- Born: April 19, 1905 New York City, US
- Died: January 23, 1961 (aged 55) New York City, US
- Education: City College of New York Teachers College, Columbia University
- Spouse: Sarah Wolfson ​(m. 1936)​
- Children: 2
- Scientific career
- Fields: Psychometrics
- Institutions: Teachers College, Columbia University
- Thesis: Influence of regularly interpolated time intervals upon subsequent learning (1930)
- Academic advisors: Edward L. Thorndike

= Irving Lorge =

American psychologist

Irving Daniel Lorge (April 19, 1905 – January 23, 1961) was an American psychologist known for his work in psychometrics.

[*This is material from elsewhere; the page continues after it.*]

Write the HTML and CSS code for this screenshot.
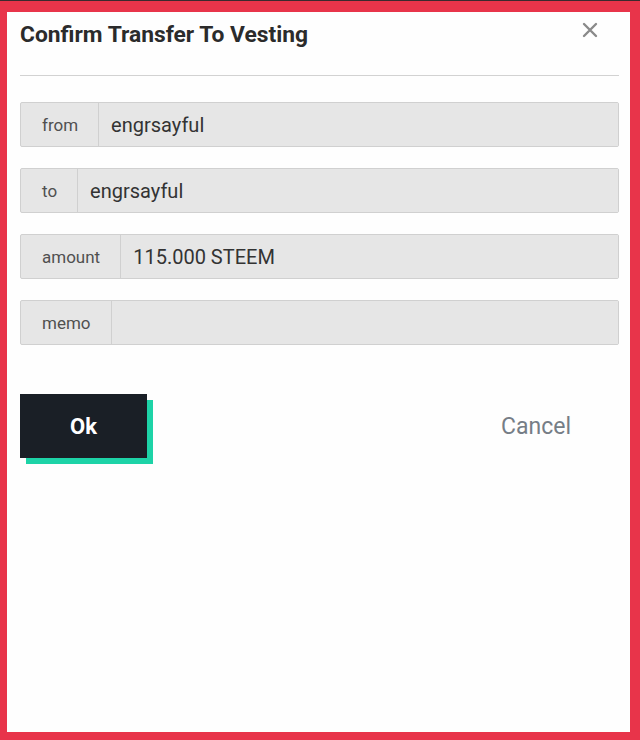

His research focused on a wide variety of topics, including the measurement of giftedness, human intelligence, and readability. While working at Columbia University's Teachers College with his mentor Edward L. Thorndike, he helped develop what became known as the Lorge-Thorndike Intelligence Tests.

==Biography==
Lorge was born on April 19, 1905, in New York City. He joined the faculty at Teachers College, Columbia University in 1927 to work with Edward L. Thorndike. In 1938, he became Associate Professor of Education at Teachers College, and he continued to work there for the rest of his life, save for two years working as a consultant to the United States federal government during World War II. Specifically, from 1942 to 1944, he was a consultant to the special training division of the United States Army, where he significantly changed the way in which the Army trained illiterate soldiers. He was promoted to Professor of Education at Teachers College in 1946, and became executive officer in the Institute of Psychological Research there in 1947; he held both of these positions until his death. He was a founder of the Psychometric Society, and later served as its president. He died unexpectedly on January 23, 1961, of a heart attack.